To make getting to school easier PAGE-M also supports a pilot initiative that gives bicycles to girls who live far from school. Helena (second from the left) lived 9 km from her school. “When I left for school on foot I was late. Now, with the bicycle I leave at 11 and I can get to school by 12.”  

More about PAGE-M 

One in two Mozambican girls, gets married before the age 18. One in six Mozambican girls, gets married before age 15. However, studies show that the later she will get married, the later she will stop studying, and the later she stops studying, the higher her chances of generating income to support her family. 

These are the premises in which Page-M builds its community work to keep girls at school. By attempting to demystify some beliefs, community activists motivate girls to know their rights. “If she (girl) has a desire to study and go to school, her will and desires denied by her own parents. They think that the place for a girl is at home as a future housewife” – Carmen Bilale, District Gender Coordinator for Page-M, speaks about some cultural beliefs being addressed and questioned by community groups supported by the program.

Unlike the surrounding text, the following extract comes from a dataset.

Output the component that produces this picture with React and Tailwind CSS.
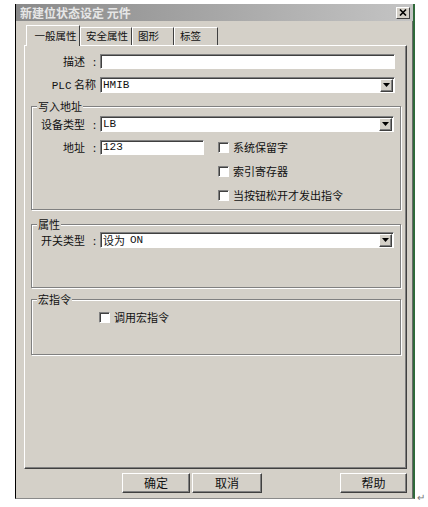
const cjk = "font-['Noto_Sans_CJK_SC',sans-serif]";
const mono = "font-['Liberation_Mono','Noto_Sans_CJK_SC',monospace]";

function Field({ className = "", children }) {
  return (
    <div
      className={`flex items-center border border-t-[#808080] border-l-[#808080] border-b-white border-r-white bg-white pl-[2px] shadow-[inset_1px_1px_0_#404040] ${className}`}
    >
      {children}
    </div>
  );
}

function DropBtn() {
  return (
    <div className="ml-auto mr-[1px] flex h-[13px] w-[13px] items-center justify-center border border-t-white border-l-white border-b-[#404040] border-r-[#404040] bg-[#d4d0c8] shadow-[inset_-1px_-1px_0_#808080]">
      <svg width="7" height="4" viewBox="0 0 7 4">
        <path d="M0 0h7L3.5 4z" fill="#000" />
      </svg>
    </div>
  );
}

function Select({ children, className = "" }) {
  return (
    <Field className={`h-[16px] ${className}`}>
      <span className={`${mono} text-[11px] leading-none`}>{children}</span>
      <DropBtn />
    </Field>
  );
}

function Label({ text, width }) {
  return (
    <div className={`flex shrink-0 justify-end whitespace-nowrap leading-[15px] ${width}`}>
      <span>{text}</span>
      <span className="w-[11px] text-right">:</span>
    </div>
  );
}

function Check({ label }) {
  return (
    <div className="flex h-[16px] items-center gap-[4px] whitespace-nowrap">
      <span className="h-[11px] w-[11px] border border-t-[#808080] border-l-[#808080] border-b-white border-r-white bg-white shadow-[inset_1px_1px_0_#404040]" />
      <span>{label}</span>
    </div>
  );
}

function Group({ title, className = "", children }) {
  return (
    <div
      className={`ml-[6px] mr-[5px] border border-[#808080] shadow-[inset_1px_1px_0_white,1px_1px_0_white] ${className}`}
    >
      <div className="-mt-[8px] ml-[5px] w-fit bg-[#d4d0c8] px-[1px] leading-[14px]">{title}</div>
      {children}
    </div>
  );
}

function Btn({ children, className = "" }) {
  return (
    <div
      className={`flex h-[20px] items-center justify-center border border-t-white border-l-white border-b-[#404040] border-r-[#404040] shadow-[inset_-1px_-1px_0_#808080] text-[12px] ${className}`}
    >
      {children}
    </div>
  );
}

function Tab({ children, active, className = "" }) {
  return (
    <div
      className={`flex items-start whitespace-nowrap border-t border-l border-r border-t-white border-l-white border-r-[#404040] pl-[5px] ${
        active ? "relative z-10 -mb-px h-[21px] justify-center bg-[#d4d0c8] pl-0 pt-[2px]" : "mt-[2px] h-[18px]"
      } ${className}`}
    >
      {children}
    </div>
  );
}

export default function App() {
  return (
    <div className={`${cjk} h-[507px] w-[428px] bg-white text-[11px] text-[#111]`}>
      <div className="flex items-end">
        <div className="ml-[15px] mt-[4px] flex h-[495px] w-[400px] flex-col border-l border-r-2 border-b border-l-black border-r-[#2f6a3a] border-b-[#8a8a8a] bg-[#d4d0c8] shadow-[inset_-1px_0_0_#6a6a6a]">
          {/* title bar */}
          <div className="flex h-[17px] items-center bg-gradient-to-r from-[#8a8a8a] to-[#c4c4c4] pl-[4px]">
            <span className="text-[12px] font-bold text-[#e6e6e6]">新建位状态设定 元件</span>
            <div className="ml-auto mr-[3px] flex h-[12px] w-[14px] items-center justify-center border border-t-white border-l-white border-b-[#404040] border-r-[#404040] bg-[#d4d0c8]">
              <svg width="8" height="7" viewBox="0 0 8 7">
                <path d="M1 0.5L7 6.5M7 0.5L1 6.5" stroke="#000" strokeWidth="1.6" />
              </svg>
            </div>
          </div>

          {/* tabs */}
          <div className="ml-[10px] mt-[4px] flex h-[20px] items-start text-[10.5px]">
            <Tab active className="w-[54px]">一般属性</Tab>
            <Tab className="w-[52px]">安全属性</Tab>
            <Tab className="w-[42px]">图形</Tab>
            <Tab className="w-[44px]">标签</Tab>
          </div>

          {/* panel */}
          <div className="ml-[8px] flex h-[424px] w-[383px] flex-col border border-t-white border-l-white border-b-[#404040] border-r-[#404040] pt-[8px] shadow-[inset_-1px_-1px_0_#808080]">
            <div className="flex items-center">
              <Label text="描述" width="w-[71px]" />
              <Field className="ml-[4px] mr-[11px] h-[15px] flex-1" />
            </div>
            <div className="mt-[7px] flex items-center">
              <div className="w-[71px] shrink-0 whitespace-nowrap text-right leading-[16px]">
                <span className={`${mono} text-[11px]`}>PLC</span> 名称
              </div>
              <Select className="ml-[4px] mr-[11px] flex-1">HMIB</Select>
            </div>

            <Group title="写入地址" className="mt-[12px] h-[104px]">
              <div className="mt-[3px] flex items-center">
                <Label text="设备类型" width="w-[64px]" />
                <Select className="ml-[4px] mr-[6px] flex-1">LB</Select>
              </div>
              <div className="mt-[8px] flex items-start">
                <Label text="地址" width="w-[64px]" />
                <Field className="ml-[4px] h-[15px] w-[104px]">
                  <span className={`${mono} text-[11px] leading-none`}>123</span>
                </Field>
                <div className="ml-[14px] -mt-px flex flex-col gap-[8px]">
                  <Check label="系统保留字" />
                  <Check label="索引寄存器" />
                  <Check label="当按钮松开才发出指令" />
                </div>
              </div>
            </Group>

            <Group title="属性" className="mt-[14px] h-[64px]">
              <div className="mt-[1px] flex items-center">
                <Label text="开关类型" width="w-[64px]" />
                <Field className="ml-[4px] mr-[6px] h-[16px] flex-1">
                  <span className="leading-none">设为</span>
                  <span className={`${mono} ml-[5px] text-[11px] leading-none`}>ON</span>
                  <DropBtn />
                </Field>
              </div>
            </Group>

            <Group title="宏指令" className="mt-[11px] h-[56px]">
              <div className="ml-[67px] mt-[3px]">
                <Check label="调用宏指令" />
              </div>
            </Group>
          </div>

          {/* buttons */}
          <div className="mt-[4px] flex">
            <Btn className="ml-[106px] w-[68px]">确定</Btn>
            <Btn className="ml-[2px] w-[70px]">取消</Btn>
            <Btn className="ml-[78px] w-[67px]">帮助</Btn>
          </div>
        </div>
        <span className="-mb-[3px] ml-[2px] text-[10px] leading-none text-[#777]">↵</span>
      </div>
    </div>
  );
}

In addition to community activists, PAGE-M also supports girls clubs. Comprising an average of 25 members, girl clubs are spaces where girls feel free to share their problems and find mutual support. As the president of a girls’ club on her school, Olinda Munguambe (below) takes the lead in spreading the word on girls’ rights and involve more girls who might have quit studying already. – “If a father forces a girl to do what she doesn’t want, she can reach and make a complaint to the club. We counsel her and then meet the parents. In most cases, we have been lucky, the parents understood us”.